The “FL3TCH3R Exhibit: Socially and Politically Engaged Art” was established in 2013 by ETSU art professor Wayne Dyer and attorney Barbara Dyer in memory of their son, Fletcher, and graphic designer Carrie Dyer in memory of her brother, an ETSU bachelor of fine arts senior in graphic design who passed away in a motorcycle accident in 2009 at age 22. Fletcher “liked to make people think by pushing their buttons,” and much of his work was focused on issues that concerned him, Wayne Dyer says.

As a result, the “FL3TCH3R” international juried exhibit focuses on art that illustrates social and political topics, and helps fund the annual Fletcher H. Dyer Memorial Scholarship for an ETSU Art and Design student. The 2018 exhibit is on display at East Tennessee State University’s Reece Museum through Friday, Dec. 14.

“The new work entered is tremendously exciting representing many different styles and numerous modes of expression,” co-director Wayne Dyer says. “We look forward to the mix and combination that this team of jurors will incorporate into their selection for the 2018 exhibit.”

This year’s jurors, Larry Millard and Cheryl Goldsleger, selected exhibit pieces from 376 artworks by 140 artists in media including fiber, jewelry/metals, painting, photography, digital, sculpture, printmaking, video, graphic design, ceramics and 2D and 3D mixed media.

“This year’s entries have been phenomenal and inspirational, dealing with many of the current concerns that all of us have expressed socially and politically,” says Barbara Dyer, co-director of the exhibit. “In many ways, I see the ‘FL3TCH3R Exhibit’ as a historical documentary regarding artists’ concerns in this day and time worldwide.”

The exhibit keeps growing, Brenner says, now encompassing two galleries, and the number of 3D and 2D works increased this year. In addition, the awards continue to expand this year, with the addition of a new award, in memory of former Art & Design faculty member and chair Jack Schrader. “FL3TCH3R Exhibit” awards now total nearly $1,000.

“‘FL3TCH3R’ is generating quite a bit of interest these days with visual artists,” says art professor Anita DeAngelis, who directs Mary B. Martin School of the Arts at ETSU, a co-sponsor of the exhibit. “Entries come in from literally all over the world at this point. We’re so fortunate that Barb and Wayne and their daughter, Carrie, have put so much effort into this unique exhibition opportunity for artists who want to speak to contemporary issues.”

One of the highlights of the fall exhibition is Thursday, Nov. 1, starting with the jurors’ talk at 5 p.m. at Reece Museum. The 2018 awards ceremony and reception follow at about 6 p.m.

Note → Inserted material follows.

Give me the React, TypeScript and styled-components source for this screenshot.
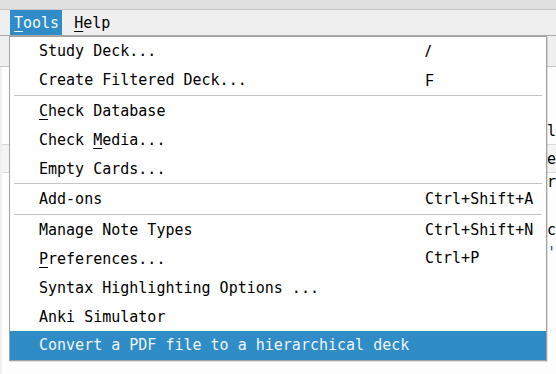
import { createGlobalStyle } from "styled-components";
import styled from "styled-components";

const GlobalStyle = createGlobalStyle`
  html, body {
    margin: 0;
    padding: 0;
    background: #efefef;
  }
  body {
    font-family: "DejaVu Sans Mono", "Liberation Mono", monospace;
    font-size: 15px;
    color: #000;
  }
`;

const Window = styled.div`
  position: relative;
  width: 556px;
  height: 374px;
  overflow: hidden;
  background: #efefef;
`;
const TitleStrip = styled.div`
  height: 9px;
  background: #e0e0e0;
  border-bottom: 1px solid #c6c6c6;
`;
const MenuBar = styled.div`
  display: flex;
  height: 25px;
  padding-left: 10px;
  background: #efefef;
  border-bottom: 1px solid #a9a9a9;
`;
const MenuTitle = styled.div<{ $active?: boolean }>`
  display: flex;
  align-items: center;
  padding: 0 3px 0 4px;
  margin-right: 8px;
  background: ${(p) => (p.$active ? "#308cc6" : "transparent")};
  color: ${(p) => (p.$active ? "#f4f8fc" : "#000")};
`;
const Mnemonic = styled.span`
  text-decoration: underline;
  text-underline-offset: 3px;
  text-decoration-thickness: 1px;
`;
const ToolStrip = styled.div`
  height: 30px;
  background: #efefef;
  border-bottom: 1px solid #c8c8c8;
`;
const Body = styled.div`
  display: flex;
  height: 320px;
`;
const SideStrip = styled.div`
  width: 9px;
  background: #efefef;
`;
const Panel = styled.div`
  flex: 1;
  display: flex;
  flex-direction: column;
  padding-top: 51px;
  background: #fdfdfd;
`;
const PanelRow = styled.div<{ $h: number; $shade?: boolean; $line?: boolean }>`
  display: flex;
  align-items: center;
  height: ${(p) => p.$h}px;
  padding-left: 536px;
  background: ${(p) => (p.$shade ? "#f4f4f4" : "transparent")};
  border-bottom: ${(p) => (p.$line ? "1px solid #d8d8d8" : "none")};
  white-space: nowrap;
  overflow: hidden;
`;
const LinkText = styled.span`
  color: #2a3fd0;
`;

const Popup = styled.div`
  position: absolute;
  top: 36px;
  left: 9px;
  width: 536px;
  display: flex;
  flex-direction: column;
  background: #fff;
  border: 1px solid #a2a2a2;
  box-shadow: 1px 1px 0 rgba(0, 0, 0, 0.12);
`;
const Item = styled.div<{ $hot?: boolean }>`
  display: grid;
  grid-template-columns: 1fr 121px;
  align-items: center;
  height: 28.8px;
  padding-left: 29px;
  white-space: nowrap;
  background: ${(p) => (p.$hot ? "#308cc6" : "transparent")};
  color: ${(p) => (p.$hot ? "#eef4fa" : "#000")};
`;
const Shortcut = styled.span<{ $sans?: boolean }>`
  font-family: ${(p) =>
    p.$sans
      ? '"Noto Sans", "Liberation Sans", sans-serif'
      : '"DejaVu Sans Mono", "Liberation Mono", monospace'};
  font-size: ${(p) => (p.$sans ? "16.5px" : "15px")};
  line-height: 1;
`;
const Separator = styled.div`
  height: 2px;
  margin: 0 4px 0 4px;
  border-top: 1px solid #c4c4c4;
  box-sizing: border-box;
`;

type Entry =
  | { sep: true }
  | {
      sep?: false;
      label: string;
      mn?: number;
      key?: string;
      sans?: boolean;
      hot?: boolean;
    };

const entries: Entry[] = [
  { label: "Study Deck...", key: "/", sans: true },
  { label: "Create Filtered Deck...", key: "F", sans: true },
  { sep: true },
  { label: "Check Database", mn: 0 },
  { label: "Check Media...", mn: 6 },
  { label: "Empty Cards..." },
  { sep: true },
  { label: "Add-ons", key: "Ctrl+Shift+A" },
  { sep: true },
  { label: "Manage Note Types", key: "Ctrl+Shift+N" },
  { label: "Preferences...", mn: 0, key: "Ctrl+P" },
  { label: "Syntax Highlighting Options ..." },
  { label: "Anki Simulator" },
  { label: "Convert a PDF file to a hierarchical deck", hot: true },
];

function Label({ text, mn }: { text: string; mn?: number }) {
  if (mn === undefined) return <span>{text}</span>;
  return (
    <span>
      {text.slice(0, mn)}
      <Mnemonic>{text[mn]}</Mnemonic>
      {text.slice(mn + 1)}
    </span>
  );
}

export default function App() {
  return (
    <>
      <GlobalStyle />
      <Window>
        <TitleStrip />
        <MenuBar>
          <MenuTitle $active>
            <Label text="Tools" mn={0} />
          </MenuTitle>
          <MenuTitle>
            <Label text="Help" mn={0} />
          </MenuTitle>
        </MenuBar>
        <ToolStrip />
        <Body>
          <SideStrip />
          <Panel>
            <PanelRow $h={26} $line>
              al
            </PanelRow>
            <PanelRow $h={27} $line $shade>
              te
            </PanelRow>
            <PanelRow $h={18}>er</PanelRow>
            <PanelRow $h={27} />
            <PanelRow $h={24}>ac</PanelRow>
            <PanelRow $h={22}>
              <LinkText>/'</LinkText>
            </PanelRow>
          </Panel>
        </Body>
        <Popup>
          {entries.map((e, i) =>
            e.sep ? (
              <Separator key={i} />
            ) : (
              <Item key={i} $hot={e.hot}>
                <Label text={e.label} mn={e.mn} />
                <Shortcut $sans={e.sans}>{e.key ?? ""}</Shortcut>
              </Item>
            )
          )}
        </Popup>
      </Window>
    </>
  );
}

In addition to the jurors’ talk and awards, the “FL3TCH3R Exhibit” also provides additional opportunities for conversation through discussions and other activities, Brenner says. Collateral events are posted at under exhibitions as they develop.

“One of the things that sets ‘FL3TCH3R’ apart is that while the main focus is social and politically engaged art, it is very general and open to so many possible artistic avenues,” Brenner says. “We never know what we’re going to get. Even if we know the juror, sometimes the jurors will surprise us.

“Whatever the selections, though, we know that ‘FL3TCH3R’ gives you the zeitgeist of what artists are thinking about politically and socially at the time, and it’s always relevant.”